Word for word, copy all the data and drop the pictures.

# # #

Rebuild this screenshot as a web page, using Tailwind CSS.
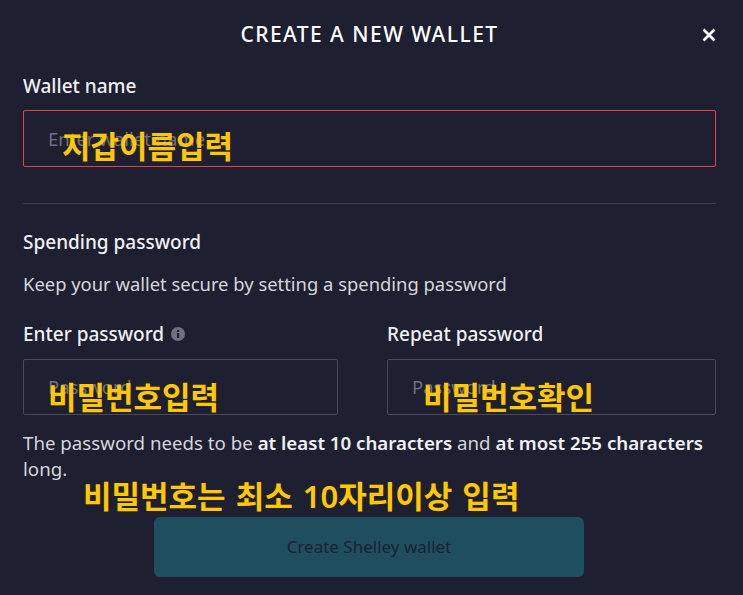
<!DOCTYPE html>
<html><head><meta charset="utf-8">
<script src="https://cdn.jsdelivr.net/npm/@tailwindcss/browser@4"></script>
</head>
<body class="m-0">
<div class="relative w-[743px] h-[595px] overflow-hidden bg-[#1e1f31] font-['Noto_Sans','Noto_Sans_CJK_KR',sans-serif] text-[#e9eaee]">
  <div class="pl-[23px] pr-[27px]">
    <div class="relative h-[74px] flex items-center justify-center">
      <h1 class="text-[21px] font-medium tracking-[1.45px] text-white leading-[24px] pb-[6px]">CREATE A NEW WALLET</h1>
      <svg class="absolute right-0 top-[28px] w-[14px] h-[14px]" viewBox="0 0 14 14" fill="none" stroke="#fff" stroke-width="2.6"><path d="M1.5 1.5 12.5 12.5M12.5 1.5 1.5 12.5"/></svg>
    </div>
    <label class="block text-[19px] font-medium leading-[24px] text-[#f0f1f4]">Wallet name</label>
    <div class="mt-[12px] h-[57px] border border-solid border-[#e2404f] rounded-[2px] pl-[24px] flex items-center text-[18.5px] text-[#6f7080]">Enter wallet name</div>
    <hr class="mt-[36px] border-0 border-t border-[#3b3c4e]">
    <h2 class="mt-[26px] text-[19px] font-medium leading-[24px] text-[#f0f1f4]">Spending password</h2>
    <p class="mt-[18px] text-[18.4px] leading-[24px] text-[#d5d6dc]">Keep your wallet secure by setting a spending password</p>
    <div class="mt-[26px] flex gap-[49px]">
      <div class="w-[315px]">
        <label class="flex items-center gap-[7px] text-[19px] font-medium leading-[24px] text-[#f0f1f4]">Enter password
          <svg class="w-[14px] h-[14px]" viewBox="0 0 14 14"><circle cx="7" cy="7" r="7" fill="#70717f"/><rect x="6" y="6" width="2.2" height="5" fill="#1e1f31"/><rect x="6" y="3" width="2.2" height="2" fill="#1e1f31"/></svg>
        </label>
        <div class="mt-[13px] h-[56px] border border-[#494a5b] rounded-[2px] pl-[24px] flex items-center text-[18.5px] text-[#6f7080]">Password</div>
      </div>
      <div class="flex-1">
        <label class="block text-[19px] font-medium leading-[24px] text-[#f0f1f4]">Repeat password</label>
        <div class="mt-[13px] h-[56px] border border-[#494a5b] rounded-[2px] pl-[24px] flex items-center text-[18.5px] text-[#6f7080]">Password</div>
      </div>
    </div>
    <p class="mt-[15px] text-[18.7px] leading-[26px] text-[#d5d6dc] w-[690px]">The password needs to be <b class="font-semibold text-[#f0f1f4]">at least 10 characters</b> and <b class="font-semibold text-[#f0f1f4]">at most 255 characters</b> long.</p>
    <div class="mt-[35px] ml-[131px] w-[430px] h-[60px] rounded-[6px] bg-[#1f4f5e] flex items-center justify-center text-[17px] text-[#1d2136]">Create Shelley wallet</div>
  </div>
  <span class="absolute left-[62px] top-[125px] text-[31px] leading-[42px] font-semibold text-[#ffc800] whitespace-nowrap">지갑이름입력</span>
  <span class="absolute left-[48px] top-[376px] text-[31px] leading-[42px] font-semibold text-[#ffc800] whitespace-nowrap">비밀번호입력</span>
  <span class="absolute left-[423px] top-[376px] text-[31px] leading-[42px] font-semibold text-[#ffc800] whitespace-nowrap">비밀번호확인</span>
  <span class="absolute left-[83px] top-[475px] text-[31px] leading-[42px] font-semibold text-[#ffc800] whitespace-nowrap [word-spacing:2px]">비밀번호는 최소 10자리이상 입력</span>
</div>
</body></html>
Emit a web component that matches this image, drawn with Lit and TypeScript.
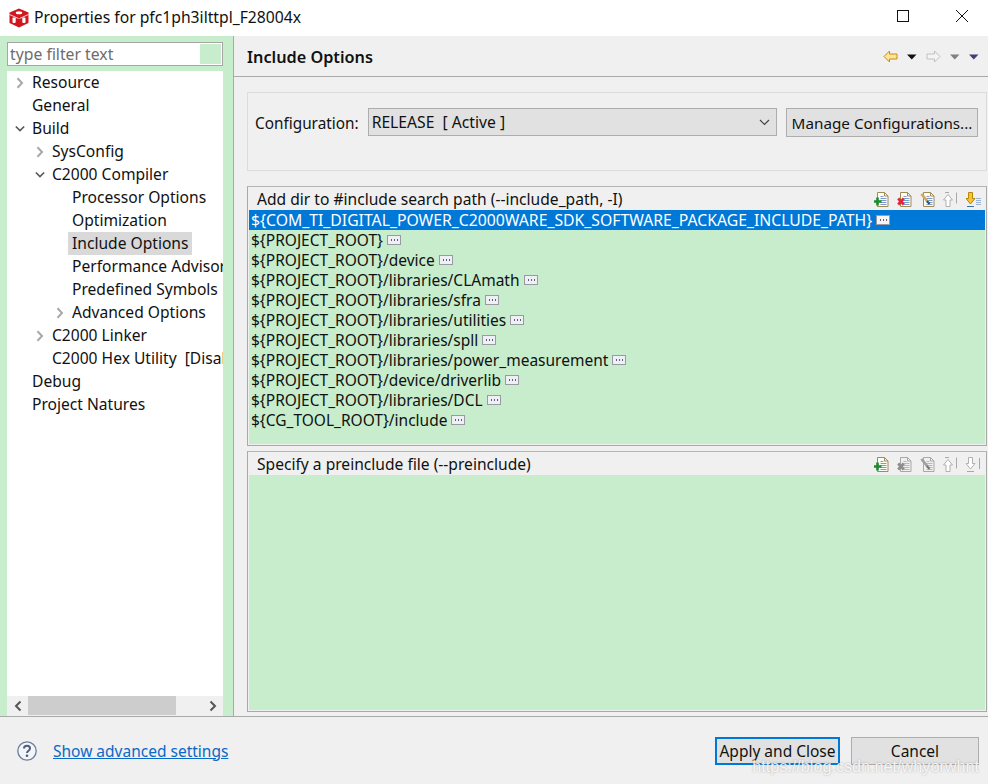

# # #

(The output):
Rebuild this screenshot as a web page, using Tailwind CSS.
<!DOCTYPE html>
<html><head><meta charset="utf-8">
<script src="https://cdn.jsdelivr.net/npm/@tailwindcss/browser@4"></script>
</head>
<body class="m-0">
<div class="relative w-[743px] h-[595px] overflow-hidden bg-[#1e1f31] font-['Noto_Sans','Noto_Sans_CJK_KR',sans-serif] text-[#e9eaee]">
  <div class="pl-[23px] pr-[27px]">
    <div class="relative h-[74px] flex items-center justify-center">
      <h1 class="text-[21px] font-medium tracking-[1.45px] text-white leading-[24px] pb-[6px]">CREATE A NEW WALLET</h1>
      <svg class="absolute right-0 top-[28px] w-[14px] h-[14px]" viewBox="0 0 14 14" fill="none" stroke="#fff" stroke-width="2.6"><path d="M1.5 1.5 12.5 12.5M12.5 1.5 1.5 12.5"/></svg>
    </div>
    <label class="block text-[19px] font-medium leading-[24px] text-[#f0f1f4]">Wallet name</label>
    <div class="mt-[12px] h-[57px] border border-solid border-[#e2404f] rounded-[2px] pl-[24px] flex items-center text-[18.5px] text-[#6f7080]">Enter wallet name</div>
    <hr class="mt-[36px] border-0 border-t border-[#3b3c4e]">
    <h2 class="mt-[26px] text-[19px] font-medium leading-[24px] text-[#f0f1f4]">Spending password</h2>
    <p class="mt-[18px] text-[18.4px] leading-[24px] text-[#d5d6dc]">Keep your wallet secure by setting a spending password</p>
    <div class="mt-[26px] flex gap-[49px]">
      <div class="w-[315px]">
        <label class="flex items-center gap-[7px] text-[19px] font-medium leading-[24px] text-[#f0f1f4]">Enter password
          <svg class="w-[14px] h-[14px]" viewBox="0 0 14 14"><circle cx="7" cy="7" r="7" fill="#70717f"/><rect x="6" y="6" width="2.2" height="5" fill="#1e1f31"/><rect x="6" y="3" width="2.2" height="2" fill="#1e1f31"/></svg>
        </label>
        <div class="mt-[13px] h-[56px] border border-[#494a5b] rounded-[2px] pl-[24px] flex items-center text-[18.5px] text-[#6f7080]">Password</div>
      </div>
      <div class="flex-1">
        <label class="block text-[19px] font-medium leading-[24px] text-[#f0f1f4]">Repeat password</label>
        <div class="mt-[13px] h-[56px] border border-[#494a5b] rounded-[2px] pl-[24px] flex items-center text-[18.5px] text-[#6f7080]">Password</div>
      </div>
    </div>
    <p class="mt-[15px] text-[18.7px] leading-[26px] text-[#d5d6dc] w-[690px]">The password needs to be <b class="font-semibold text-[#f0f1f4]">at least 10 characters</b> and <b class="font-semibold text-[#f0f1f4]">at most 255 characters</b> long.</p>
    <div class="mt-[35px] ml-[131px] w-[430px] h-[60px] rounded-[6px] bg-[#1f4f5e] flex items-center justify-center text-[17px] text-[#1d2136]">Create Shelley wallet</div>
  </div>
  <span class="absolute left-[62px] top-[125px] text-[31px] leading-[42px] font-semibold text-[#ffc800] whitespace-nowrap">지갑이름입력</span>
  <span class="absolute left-[48px] top-[376px] text-[31px] leading-[42px] font-semibold text-[#ffc800] whitespace-nowrap">비밀번호입력</span>
  <span class="absolute left-[423px] top-[376px] text-[31px] leading-[42px] font-semibold text-[#ffc800] whitespace-nowrap">비밀번호확인</span>
  <span class="absolute left-[83px] top-[475px] text-[31px] leading-[42px] font-semibold text-[#ffc800] whitespace-nowrap [word-spacing:2px]">비밀번호는 최소 10자리이상 입력</span>
</div>
</body></html>
Emit a web component that matches this image, drawn with Lit and TypeScript.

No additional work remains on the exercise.